— START Material —

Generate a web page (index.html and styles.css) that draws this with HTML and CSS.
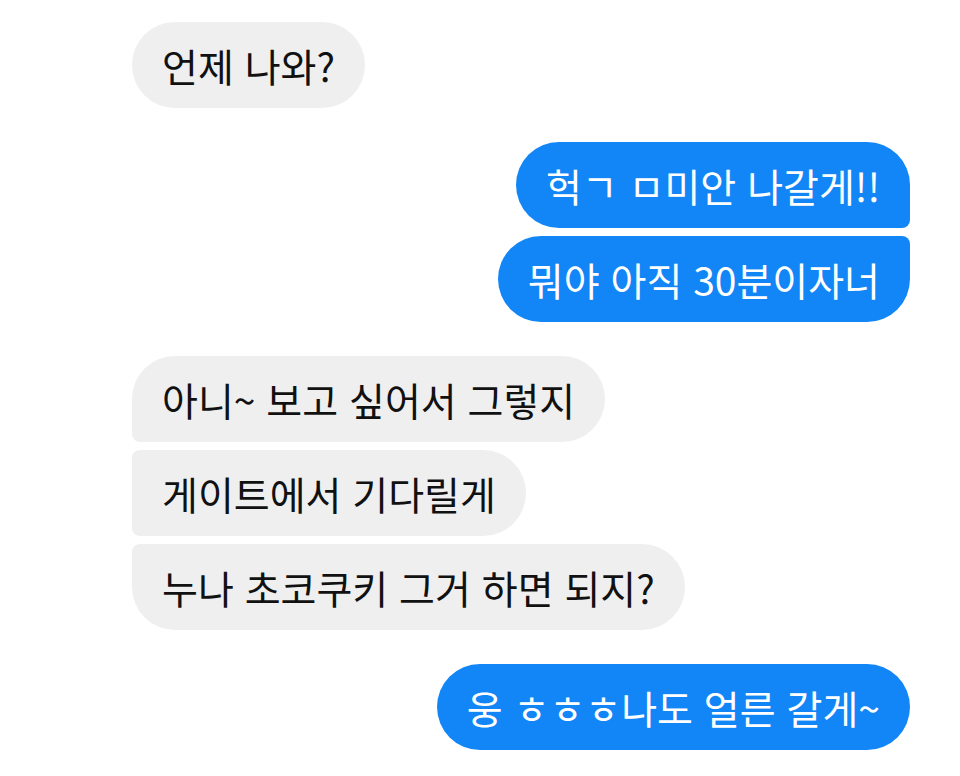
FILE: index.html
```html
<!doctype html>
<html lang="ko">
	<head>
		<meta charset="UTF-8">
		<title>Chat</title>
		<link rel="stylesheet" href="styles.css">
	</head>

	<body>
		<div class="chat">
			<div class="group them">
				<div class="bubble">언제 나와?</div>
			</div>

			<div class="group me">
				<div class="bubble">헉ㄱ ㅁ미안 나갈게!!</div>
				<div class="bubble">뭐야 아직 30분이자너</div>
			</div>

			<div class="group them">
				<div class="bubble">아니~ 보고 싶어서 그렇지</div>
				<div class="bubble">게이트에서 기다릴게</div>
				<div class="bubble">누나 초코쿠키 그거 하면 되지?</div>
			</div>

			<div class="group me">
				<div class="bubble">웅 ㅎㅎㅎ나도 얼른 갈게~</div>
			</div>
		</div>
	</body>
</html>
```

FILE: styles.css
```css
* {
	padding: 0;
	margin: 0;
	box-sizing: border-box;
}
body {
	background-color: #fff;
	color: #111;
	font-family: "Noto Sans CJK KR", "Noto Sans", sans-serif;
	font-size: 39px;
}
.chat {
	display: flex;
	flex-direction: column;
	gap: 34px;
	padding: 22px 50px 0 132px;
}
.group {
	display: flex;
	flex-direction: column;
	gap: 8px;
}
.them {
	align-items: flex-start;
}
.me {
	align-items: flex-end;
}
.bubble {
	line-height: 44px;
	padding: 21px 30px;
	border-radius: 43px;
	white-space: nowrap;
}
.them .bubble {
	background-color: #efefef;
	color: #111;
}
.me .bubble {
	background-color: #1286f7;
	color: #fff;
}

/* grouped corners */
.them .bubble:not(:last-child) {
	border-bottom-left-radius: 8px;
}
.them .bubble:not(:first-child) {
	border-top-left-radius: 8px;
}
.me .bubble:not(:last-child) {
	border-bottom-right-radius: 8px;
}
.me .bubble:not(:first-child) {
	border-top-right-radius: 8px;
}
```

— END Material —

Task prompt
Pick out the lines that have the word "styles". Copy them all.

Answer to this task
Generate a web page (index.html and styles.css) that draws this with HTML and CSS.
		<link rel="stylesheet" href="styles.css">
FILE: styles.css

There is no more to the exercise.